Weitgehend vom Lernstatus der Schüler ist auch abhängig, welches
Medium zur isomorphen Repräsentation von Sachverhalten in Frage kommt. Eine sachadäquate Vergegenständlichung von Lerninhalten kann
auf unterschiedlichen Abstraktionsebenen erfolgen und durch unterschiedliche
Medienformen geleistet werden. Für welche Ebene und welche Form der
Lehrer sich entscheidet, hängt maßgeblich vom Erfahrungsstand
der Schüler ab. Wo beispielsweise im Unterricht eines 9. Schuljahres
die Bedeutung des Suezkanals für den Welthandel erörtert werden
soll, da kann unter Umständen auf, den Einsatz von illustrierenden
Bildern und Landkarten verzichtet werden. Statistiken mit Zahlen und grafischen
Darstellungen - nach DALE zu den Medienformen mit höchster Abstraktionstendenz
zählend - reichen eventuell aus, um den Sachverhalt »anschaulich«
vorzustellen, und zwar dann, wenn die Schüler über ausreichende
Erfahrungen zum Thema Suezkanal bereits verfügen, wenn sie zum Beispiel
aus dem früheren Unterricht Kenntnisse über Lage, Verlauf usw.
des Kanals haben sowie Fertigkeiten im Umgang mit Statistiken besitzen.
Den Grundsatz der Isomorphie zu befolgen bedeutet nicht unbedingt, stets
solche Medienformen einzusetzen, die eine besonders starke konkretisierende
Tendenz haben und eine große Wirklichkeitsnähe der Erfahrung
ermöglichen. Unter Ausnutzung früher gemachter Erfahrungen kommt
es darauf an, isomorphe Mittel einzusetzen, die am wenigsten zeitraubend
und aufwendig und mithin unterrichtsökonomisch vertretbar sind.
Ob ein Medium attraktiv erscheint und die Aufmerksamkeit der Schüler
erweckt, kann letzten Endes nur im Hinblick auf bestimmte Schüler
beurteilt werden. Von der Mentalität eines Schülers zum Beispiel
hängt es ab, ob er sich lieber mit einem Buch oder mit einer Bildreihe
beschäftigt, ob er sich Medien gegenüber eher passiv oder aktiv
eingreifend verhält.
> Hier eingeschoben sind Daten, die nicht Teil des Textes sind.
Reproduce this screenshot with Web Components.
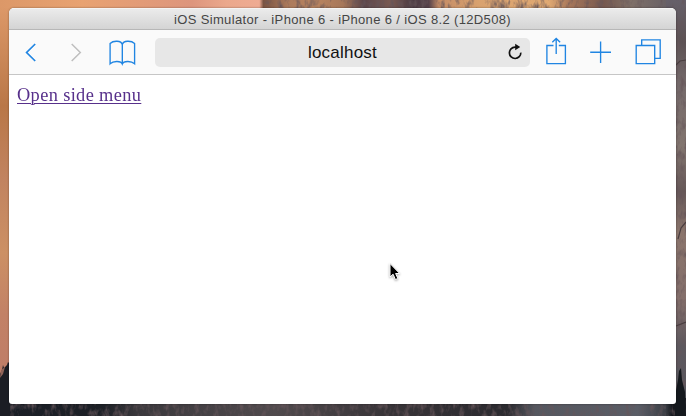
<!DOCTYPE html>
<html lang="en">
<head>
<meta charset="utf-8">
<title>iOS Simulator</title>
<style>
html,body{margin:0;width:686px;height:416px;overflow:hidden}
</style>
</head>
<body>
<desk-top>
  <sim-window>
    <title-bar slot="title">iOS Simulator - iPhone 6 - iPhone 6 / iOS 8.2 (12D508)</title-bar>
    <browser-bar slot="bar">localhost</browser-bar>
    <page-link>Open side menu</page-link>
  </sim-window>
  <mouse-pointer slot="pointer"></mouse-pointer>
</desk-top>
<script>
const define = (name, html) => customElements.define(name, class extends HTMLElement {
  constructor() {
    super();
    this.attachShadow({mode: 'open'}).innerHTML = html;
  }
});

define('desk-top', `
<style>
:host{display:grid;position:relative;box-sizing:border-box;width:686px;height:416px;padding:8px 10px 12px 9px;overflow:hidden;background:#c98761}
.wall{position:absolute;inset:0}
</style>
<svg class="wall" width="686" height="416" viewBox="0 0 686 416">
  <defs>
    <linearGradient id="top" x1="0" x2="686" y1="0" y2="0" gradientUnits="userSpaceOnUse">
      <stop offset="0" stop-color="#dc9868"/><stop offset=".12" stop-color="#e8a271"/><stop offset=".28" stop-color="#dd957d"/><stop offset=".33" stop-color="#eba88c"/><stop offset=".378" stop-color="#efab93"/>
      <stop offset=".384" stop-color="#7a5341"/><stop offset=".42" stop-color="#ab7a5c"/><stop offset=".46" stop-color="#b9845f"/><stop offset=".5" stop-color="#a6775a"/><stop offset=".53" stop-color="#5b454a"/><stop offset=".57" stop-color="#7a5a52"/><stop offset=".6" stop-color="#4a3a42"/><stop offset=".625" stop-color="#55414a"/><stop offset=".64" stop-color="#c58c66"/><stop offset=".7" stop-color="#d9a26f"/><stop offset=".8" stop-color="#e0a972"/><stop offset=".83" stop-color="#a6765a"/><stop offset=".88" stop-color="#76584e"/><stop offset=".92" stop-color="#7f7068"/><stop offset=".96" stop-color="#6d6466"/><stop offset="1" stop-color="#5d5860"/>
    </linearGradient>
    <linearGradient id="left" x2="0" y2="1">
      <stop offset="0" stop-color="#dc9868"/><stop offset=".24" stop-color="#b97747"/><stop offset=".42" stop-color="#c18360"/><stop offset=".6" stop-color="#cc9064"/><stop offset=".75" stop-color="#c28166"/><stop offset="1" stop-color="#bd7b69"/>
    </linearGradient>
    <linearGradient id="right" x2="0" y2="1">
      <stop offset="0" stop-color="#66606a"/><stop offset=".1" stop-color="#5c5254"/><stop offset=".2" stop-color="#74696a"/><stop offset=".35" stop-color="#82756f"/><stop offset=".46" stop-color="#665858"/><stop offset=".56" stop-color="#8b756c"/><stop offset=".72" stop-color="#846f6b"/><stop offset=".83" stop-color="#5d585e"/><stop offset="1" stop-color="#54565d"/>
    </linearGradient>
    <linearGradient id="bottom">
      <stop offset="0" stop-color="#1a1e26"/><stop offset=".15" stop-color="#1d2026"/><stop offset=".2" stop-color="#3a383c"/><stop offset=".4" stop-color="#504a4d"/><stop offset=".56" stop-color="#383438"/><stop offset=".74" stop-color="#2b2a2f"/><stop offset=".78" stop-color="#55575f"/><stop offset=".93" stop-color="#5a5d66"/><stop offset=".97" stop-color="#3b3e45"/><stop offset=".98" stop-color="#14171c"/><stop offset="1" stop-color="#1b1e24"/>
    </linearGradient>
    <filter id="rock" x="0" y="0" width="100%" height="100%">
      <feTurbulence type="fractalNoise" baseFrequency=".2 .1" numOctaves="3" seed="8"/>
      <feColorMatrix values="0 0 0 0 .13  0 0 0 0 .09  0 0 0 0 .1  2.2 0 0 0 -1.02"/>
    </filter>
  </defs>
  <rect width="686" height="30" fill="url(#top)"/>
  <rect y="8" width="20" height="408" fill="url(#left)"/>
  <rect x="666" width="20" height="416" fill="url(#right)"/>
  <rect y="398" width="686" height="18" fill="url(#bottom)"/>
  <path d="M0 374l2-4 1-5 1 3 3-3 1-3 2 2v52H0z" fill="#1b1d24"/>
  <path d="M1 370l4-3-2 7-3 4z" fill="#8f6358"/>
  <rect x="262" width="424" height="9" filter="url(#rock)"/>
  <rect x="675" y="9" width="11" height="394" filter="url(#rock)"/>
  <rect x="10" y="403" width="676" height="13" filter="url(#rock)"/>
  <path d="M676 65l4-4 6-1M678 239l3-11 5-6M676 326l10-4" stroke="#4a3e40" stroke-width="1.2" fill="none"/>
  <path d="M675 396l3-16 1-9 2-3 1 12 3 12 1 24h-11z" fill="#14181d"/>
</svg>
<slot></slot><slot name="pointer"></slot>`);

define('sim-window', `
<style>
:host{position:relative;display:flex;flex-direction:column;border-radius:5px 5px 3px 3px;overflow:hidden;background:#fff;box-shadow:0 0 2px #0007}
main{flex:1;padding:10px 8px}
</style>
<slot name="title"></slot><slot name="bar"></slot><main><slot></slot></main>`);

define('title-bar', `
<style>
:host{display:flex;justify-content:center;box-sizing:border-box;height:22px;border-top:1px solid #f4f4f4;border-bottom:1px solid #b7b7b7;background:linear-gradient(#ebebeb,#d4d4d4);font:13px/21px "Liberation Sans",Arial,sans-serif;letter-spacing:.355px;color:#454545;white-space:nowrap}
</style>
<span><slot></slot></span>`);

define('browser-bar', `
<style>
:host{display:flex;box-sizing:border-box;height:45px;border-bottom:1px solid #c6c6c6;background:#fafafa}
svg{display:block;flex:none;fill:none;stroke:#2085e2;stroke-width:1.35}
.field{display:grid;grid-template-columns:30px 1fr 30px;box-sizing:border-box;width:375px;height:29px;margin-top:8px;border-radius:5px;background:#e7e7e7;font:17px/29px "Liberation Sans",Arial,sans-serif;letter-spacing:.22px;color:#111}
.field span{grid-column:2;text-align:center}
</style>
<svg width="146" height="44" viewBox="9 30 146 44">
  <path d="M35.2 44L26.6 52.5 35.2 61" stroke-width="1.7"/>
  <path d="M71.7 44L80.3 52.5 71.7 61" stroke="#bfbfbf" stroke-width="1.5"/>
  <path d="M122.3 44.5c-1-4.200-9-4.200-12.200-1v20.300c3.400-3.300 11-3 12.200.3 1.200-3.300 8.800-3.600 12.300-.3V43.500c-3.400-3.200-11.300-3.200-12.300 1v19.600"/>
</svg>
<div class="field"><span><slot></slot></span>
  <svg width="30" height="29" viewBox="500 38 30 29"><path d="M516.6 47.1H515a5.700 5.700 0 1 0 5.800 5.500" stroke="#111" stroke-width="1.7"/><path d="M515.2 43.700l5 3.400-5 3.200z" fill="#111" stroke="none"/></svg>
</div>
<svg width="146" height="44" viewBox="530 30 146 44">
  <path d="M553.5 45.5h-6.600v18.100h18.500V45.500h-6.600M556.200 54V38.800M552.300 42.300l3.900-3.900 3.900 3.900"/>
  <path d="M600.6 41.500v21.400M590.200 52.200H611"/>
  <path d="M636.2 45.500h18.500v18.100h-18.500zM641.700 45v-5.200h18.500v18.500h-5"/>
</svg>`);

define('page-link', `
<style>
:host{display:block;font:18px/20px "Liberation Serif","Times New Roman",serif}
a{display:inline-block;color:#57308b;text-decoration:underline;text-decoration-thickness:1px;text-underline-offset:2px;letter-spacing:.35px;transform:scaleX(1.02);transform-origin:0 0;white-space:nowrap}
</style>
<a href="#"><slot></slot></a>`);

define('mouse-pointer', `
<style>:host{position:absolute;left:387px;top:260px}svg{display:block;filter:drop-shadow(0 1px 1px #0005)}</style>
<svg width="16" height="24" viewBox="0 0 16 24"><path d="M3 3.5V17l3.100-2.800 2.300 5.300 2.500-1-2.300-5h4.100z" fill="#000" stroke="#fff"/></svg>`);
</script>
</body>
</html>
Außerdem wird die Attraktivität von
der Vertrautheit im Umgang mit Materialien bestimmt: Für manchen Schüler
ist ein Medium reizvoll, das ihm geläufig i ist, mit dem
er sich gerne immer wieder erneut beschäftigt, weil er es beherrscht;
für manchen anderen hingegen mag der häufige Umgang zu einer
Abstumpfung führen und das Medium seinen Reiz verlieren. Die Frage
nach der notwendigen Attraktivität kann nicht generell, sondern vom
Lehrer jeweils nur situativ entschieden werden, wobei insbesondere die
je spezifische Einstellung der Schüler zu bestimmten Medienformen
zu berücksichtigen ist. Zusammenfassend läßt sich zur anthropologisch-psychologischen
Bedingtheit von Medienentscheidungen sagen:
* Erstens hat der Lehrer, um Medien von kommunikativer Eindeutigkeit auszuwählen, die psycho-physische Konstellation und den Lernstatus der Schüler zu berücksichtigen.
* Zweitens sollte er das Isomorphie-Prinzip immer auch in einem unterrichtsökonomisch vertretbaren Rahmen durch Einbeziehung des Erfahrungsstandes der Schüler zu verwirklichen suchen.
* Drittens kann er die Attraktivität bestimmter Medien nicht an seinem eigenen Enthusiasmus, sondern ausschließlich an der Einstellung der Schüler messen.